For that reason, the judge may not want to hear that testimony.

Character Evidence

Example: "He's a great father, so he should get custody."

A lot of people like to use character evidence, mainly when child custody is at issue. Witnesses often say things like, "He's a great father." This statement is lovely but doesn't tell the judge anything useful. How does the witness know that this other person is a great father?

This statement is inadmissible due to lack of foundation because we don't know how the witness knows the other person is a great father. So, to clarify the witness's testimony, he or she would have to explain that he/she is a close friend of the father and has witnessed the father interact with his children on numerous occasions.

The Court may then accept that testimony because it may help to establish the father's emotional bond with the children, which is undoubtedly relevant to the issue of child custody. But broad statements about the father's greatness will not work. For this reason, character evidence is tricky and may only be used in specific circumstances.

Privileged Evidence

Example: "My wife told her therapist that she's hiding community funds in another bank account."

Privileges are another category of issues covered in the Evidence Code. What somebody tells his or her doctor, clergyman, psychotherapist, or lawyer is privileged communications and is therefore confidential, with certain exceptions.

You can't make your wife's therapist testify about what she discussed in therapy, even if your wife may have told her therapist that she has been hiding thousands of dollars in community funds in some bank account in the Bahamas.

Privileges can be waived, however, if your spouse says he is too disabled to work, he is raising the issue of his medical condition.
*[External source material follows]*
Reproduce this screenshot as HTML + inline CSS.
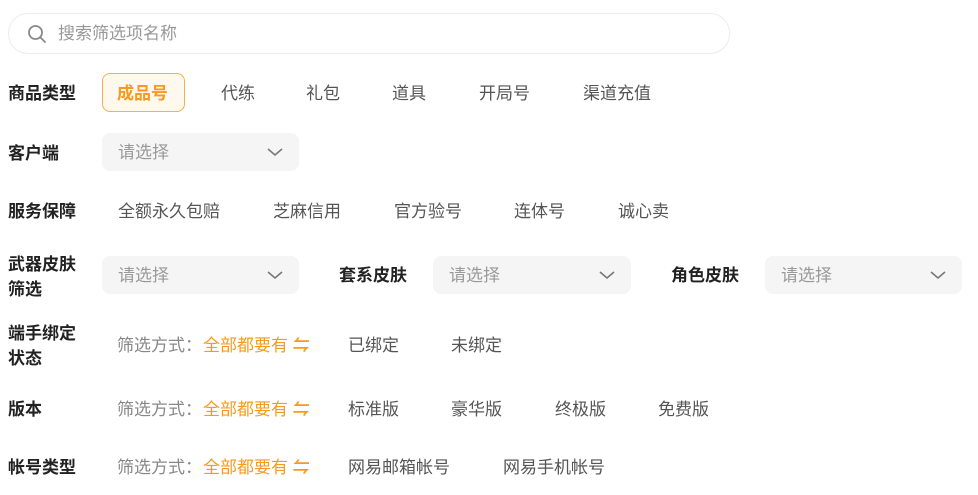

In so doing, he's waiving his doctor-patient privilege, entitling you to obtain information regarding his disability from his doctor.

If you want to go to trial, don't expect you'll be able to say whatever you wish to, and be sure that whatever you're seeking to gain from going to trial is worth the time and expense of gathering admissible evidence to prove your case.

At the Law Offices of Evan Samuelson, we constantly endeavor to educate our clients on going to trial and the costs involved.